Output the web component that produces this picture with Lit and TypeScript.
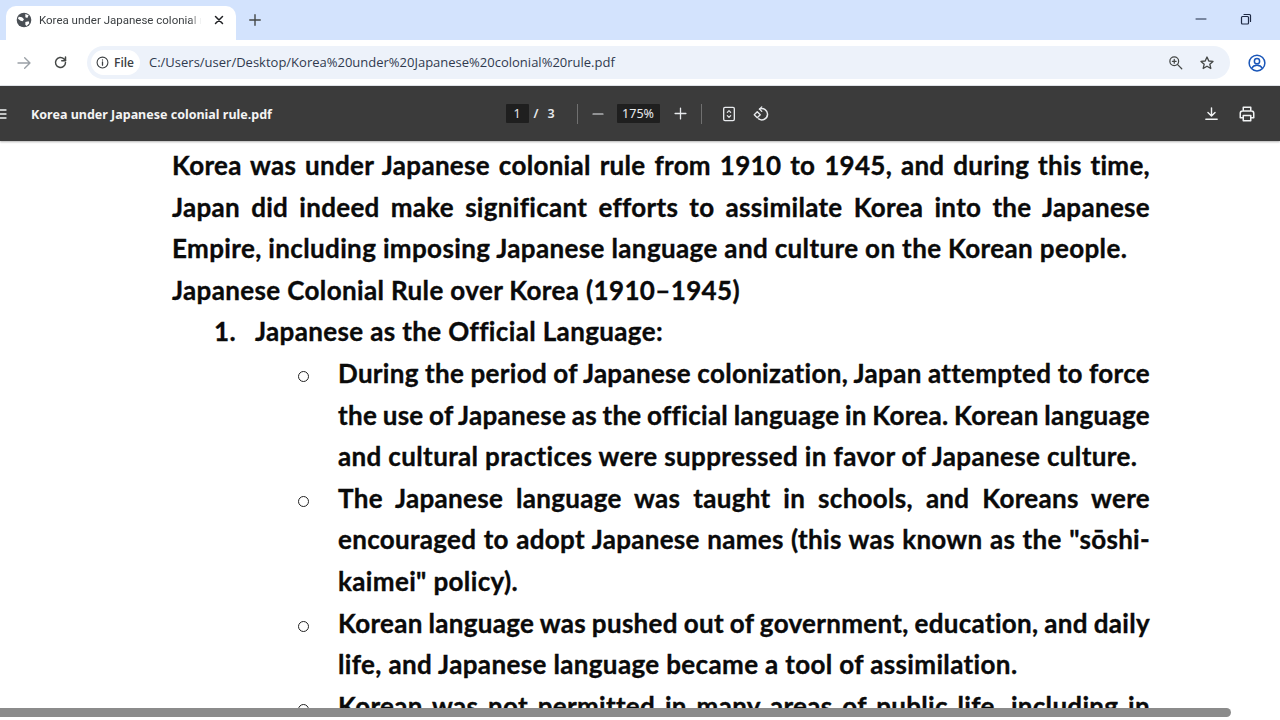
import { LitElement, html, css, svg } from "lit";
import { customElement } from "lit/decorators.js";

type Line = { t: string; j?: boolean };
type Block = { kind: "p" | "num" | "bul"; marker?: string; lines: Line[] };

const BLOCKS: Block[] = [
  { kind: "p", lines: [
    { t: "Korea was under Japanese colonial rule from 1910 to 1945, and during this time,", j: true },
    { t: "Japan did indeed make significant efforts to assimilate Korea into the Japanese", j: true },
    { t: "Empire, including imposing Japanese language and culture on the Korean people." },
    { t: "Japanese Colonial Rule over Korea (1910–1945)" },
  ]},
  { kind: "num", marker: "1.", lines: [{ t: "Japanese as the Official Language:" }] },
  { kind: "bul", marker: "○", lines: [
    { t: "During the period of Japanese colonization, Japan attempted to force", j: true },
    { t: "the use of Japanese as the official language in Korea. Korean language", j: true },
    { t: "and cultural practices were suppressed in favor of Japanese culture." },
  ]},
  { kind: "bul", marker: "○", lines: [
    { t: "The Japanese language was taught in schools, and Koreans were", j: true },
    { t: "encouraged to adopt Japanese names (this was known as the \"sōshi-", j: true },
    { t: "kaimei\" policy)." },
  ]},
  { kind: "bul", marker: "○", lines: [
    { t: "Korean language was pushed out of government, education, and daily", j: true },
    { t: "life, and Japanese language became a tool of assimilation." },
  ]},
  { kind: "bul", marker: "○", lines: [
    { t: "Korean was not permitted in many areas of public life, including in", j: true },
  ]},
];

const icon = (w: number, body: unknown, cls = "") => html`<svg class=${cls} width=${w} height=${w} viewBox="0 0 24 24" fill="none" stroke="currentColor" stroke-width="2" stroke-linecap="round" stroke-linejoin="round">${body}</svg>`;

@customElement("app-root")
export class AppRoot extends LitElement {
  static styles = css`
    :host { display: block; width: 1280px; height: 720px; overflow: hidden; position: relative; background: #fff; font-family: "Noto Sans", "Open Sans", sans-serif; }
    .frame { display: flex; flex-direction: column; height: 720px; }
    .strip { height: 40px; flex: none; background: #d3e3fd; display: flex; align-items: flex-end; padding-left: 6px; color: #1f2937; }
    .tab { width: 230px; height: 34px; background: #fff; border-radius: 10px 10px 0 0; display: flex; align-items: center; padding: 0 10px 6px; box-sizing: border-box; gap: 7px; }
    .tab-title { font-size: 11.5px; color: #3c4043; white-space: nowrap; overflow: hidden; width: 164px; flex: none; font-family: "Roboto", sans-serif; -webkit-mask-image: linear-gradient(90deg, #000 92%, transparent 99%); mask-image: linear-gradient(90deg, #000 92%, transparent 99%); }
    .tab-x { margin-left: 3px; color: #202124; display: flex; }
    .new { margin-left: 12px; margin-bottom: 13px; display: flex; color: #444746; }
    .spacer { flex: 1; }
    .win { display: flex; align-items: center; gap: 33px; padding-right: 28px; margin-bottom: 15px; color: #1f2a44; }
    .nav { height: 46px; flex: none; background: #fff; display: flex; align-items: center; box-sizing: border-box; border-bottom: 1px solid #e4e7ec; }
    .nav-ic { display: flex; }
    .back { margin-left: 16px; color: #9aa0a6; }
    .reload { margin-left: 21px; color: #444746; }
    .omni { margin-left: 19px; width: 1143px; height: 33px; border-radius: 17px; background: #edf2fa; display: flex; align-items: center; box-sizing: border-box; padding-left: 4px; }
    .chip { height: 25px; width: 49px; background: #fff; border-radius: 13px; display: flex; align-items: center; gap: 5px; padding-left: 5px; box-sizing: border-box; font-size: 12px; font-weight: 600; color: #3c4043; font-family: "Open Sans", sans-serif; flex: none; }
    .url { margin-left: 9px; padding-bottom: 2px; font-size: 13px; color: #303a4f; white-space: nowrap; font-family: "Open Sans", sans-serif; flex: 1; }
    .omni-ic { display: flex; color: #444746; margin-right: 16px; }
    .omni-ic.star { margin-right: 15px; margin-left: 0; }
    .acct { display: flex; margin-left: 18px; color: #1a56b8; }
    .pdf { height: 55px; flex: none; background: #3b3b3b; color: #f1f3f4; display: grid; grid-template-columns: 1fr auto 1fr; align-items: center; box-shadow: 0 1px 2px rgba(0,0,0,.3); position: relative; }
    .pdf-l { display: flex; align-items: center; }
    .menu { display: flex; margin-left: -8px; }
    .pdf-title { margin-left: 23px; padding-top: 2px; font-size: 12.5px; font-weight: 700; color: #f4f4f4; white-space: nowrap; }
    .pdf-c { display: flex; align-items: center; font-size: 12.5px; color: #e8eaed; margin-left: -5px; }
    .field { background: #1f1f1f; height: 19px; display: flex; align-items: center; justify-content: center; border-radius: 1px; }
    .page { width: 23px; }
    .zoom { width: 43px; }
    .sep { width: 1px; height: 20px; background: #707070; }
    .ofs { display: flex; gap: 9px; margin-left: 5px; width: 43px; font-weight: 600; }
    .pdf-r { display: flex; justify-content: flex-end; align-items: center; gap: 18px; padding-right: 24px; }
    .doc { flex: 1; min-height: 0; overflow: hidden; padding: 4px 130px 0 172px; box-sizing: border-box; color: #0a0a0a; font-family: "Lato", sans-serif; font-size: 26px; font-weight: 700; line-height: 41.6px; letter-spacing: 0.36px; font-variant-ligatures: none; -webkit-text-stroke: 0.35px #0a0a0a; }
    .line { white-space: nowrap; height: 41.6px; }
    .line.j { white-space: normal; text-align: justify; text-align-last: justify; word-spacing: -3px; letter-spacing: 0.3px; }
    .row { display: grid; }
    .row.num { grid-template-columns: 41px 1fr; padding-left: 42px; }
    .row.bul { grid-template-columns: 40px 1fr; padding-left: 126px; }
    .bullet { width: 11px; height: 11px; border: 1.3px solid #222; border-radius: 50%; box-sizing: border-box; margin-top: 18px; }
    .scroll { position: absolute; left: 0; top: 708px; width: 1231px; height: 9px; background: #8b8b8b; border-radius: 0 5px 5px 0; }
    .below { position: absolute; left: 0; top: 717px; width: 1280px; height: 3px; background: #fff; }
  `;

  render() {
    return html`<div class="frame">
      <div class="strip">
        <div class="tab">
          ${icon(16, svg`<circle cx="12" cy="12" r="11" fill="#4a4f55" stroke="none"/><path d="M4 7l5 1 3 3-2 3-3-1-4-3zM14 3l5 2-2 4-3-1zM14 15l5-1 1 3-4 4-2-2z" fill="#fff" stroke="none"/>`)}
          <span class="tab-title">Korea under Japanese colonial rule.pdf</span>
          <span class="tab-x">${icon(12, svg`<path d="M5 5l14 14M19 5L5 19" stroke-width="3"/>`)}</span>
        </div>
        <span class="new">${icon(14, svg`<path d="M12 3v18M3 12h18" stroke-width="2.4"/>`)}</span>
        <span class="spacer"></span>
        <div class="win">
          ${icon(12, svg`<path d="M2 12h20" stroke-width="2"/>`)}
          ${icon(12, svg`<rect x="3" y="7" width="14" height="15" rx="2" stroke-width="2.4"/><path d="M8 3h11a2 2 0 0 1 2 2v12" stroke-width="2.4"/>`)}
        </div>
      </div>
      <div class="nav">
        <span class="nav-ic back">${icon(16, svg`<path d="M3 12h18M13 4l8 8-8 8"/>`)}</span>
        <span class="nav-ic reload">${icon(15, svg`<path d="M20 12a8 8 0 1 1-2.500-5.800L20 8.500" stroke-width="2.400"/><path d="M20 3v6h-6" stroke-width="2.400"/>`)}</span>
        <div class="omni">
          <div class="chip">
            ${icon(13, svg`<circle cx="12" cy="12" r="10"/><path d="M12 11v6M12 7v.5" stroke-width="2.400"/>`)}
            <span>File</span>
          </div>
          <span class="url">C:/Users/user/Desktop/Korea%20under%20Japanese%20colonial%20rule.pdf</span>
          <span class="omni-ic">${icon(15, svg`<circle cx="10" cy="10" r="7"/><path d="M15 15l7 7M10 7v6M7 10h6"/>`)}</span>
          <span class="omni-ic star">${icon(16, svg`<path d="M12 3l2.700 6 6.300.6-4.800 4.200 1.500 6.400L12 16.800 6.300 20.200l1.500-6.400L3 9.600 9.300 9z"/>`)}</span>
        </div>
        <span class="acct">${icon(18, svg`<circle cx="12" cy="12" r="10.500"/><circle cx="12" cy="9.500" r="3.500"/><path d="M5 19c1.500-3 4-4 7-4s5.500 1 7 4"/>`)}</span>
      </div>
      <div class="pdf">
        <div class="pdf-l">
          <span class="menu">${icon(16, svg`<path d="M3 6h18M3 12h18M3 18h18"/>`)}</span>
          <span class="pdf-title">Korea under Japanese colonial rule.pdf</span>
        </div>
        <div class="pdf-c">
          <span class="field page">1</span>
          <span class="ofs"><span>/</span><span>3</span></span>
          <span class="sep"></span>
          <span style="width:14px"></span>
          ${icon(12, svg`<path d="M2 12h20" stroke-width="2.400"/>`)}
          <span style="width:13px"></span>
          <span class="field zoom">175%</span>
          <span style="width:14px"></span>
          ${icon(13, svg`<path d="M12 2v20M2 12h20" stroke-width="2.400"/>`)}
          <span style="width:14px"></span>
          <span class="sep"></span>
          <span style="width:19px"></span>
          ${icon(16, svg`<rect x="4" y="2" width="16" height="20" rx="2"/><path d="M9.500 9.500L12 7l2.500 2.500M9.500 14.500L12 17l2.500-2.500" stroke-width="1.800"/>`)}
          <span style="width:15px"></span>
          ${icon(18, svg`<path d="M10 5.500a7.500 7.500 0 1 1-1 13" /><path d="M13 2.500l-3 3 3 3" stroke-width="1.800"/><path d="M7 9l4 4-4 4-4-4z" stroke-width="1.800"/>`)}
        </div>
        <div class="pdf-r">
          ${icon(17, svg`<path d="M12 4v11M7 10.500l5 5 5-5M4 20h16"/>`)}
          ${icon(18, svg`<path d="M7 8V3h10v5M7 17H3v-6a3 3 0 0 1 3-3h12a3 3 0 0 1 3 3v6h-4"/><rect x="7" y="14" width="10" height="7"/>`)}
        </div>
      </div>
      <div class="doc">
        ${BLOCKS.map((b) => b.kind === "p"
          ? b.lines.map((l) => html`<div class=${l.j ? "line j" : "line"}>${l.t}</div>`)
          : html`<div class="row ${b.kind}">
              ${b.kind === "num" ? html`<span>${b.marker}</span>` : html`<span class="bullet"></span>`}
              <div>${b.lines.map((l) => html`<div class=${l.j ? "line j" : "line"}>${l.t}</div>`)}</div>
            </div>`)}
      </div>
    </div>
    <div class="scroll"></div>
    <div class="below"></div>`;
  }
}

━━━

**Requirement**
Look for "this" and pull out every line that has it.

**Written answer**
Output the web component that produces this picture with Lit and TypeScript.
    { t: "Korea was under Japanese colonial rule from 1910 to 1945, and during this time,", j: true },
    { t: "encouraged to adopt Japanese names (this was known as the \"sōshi-", j: true },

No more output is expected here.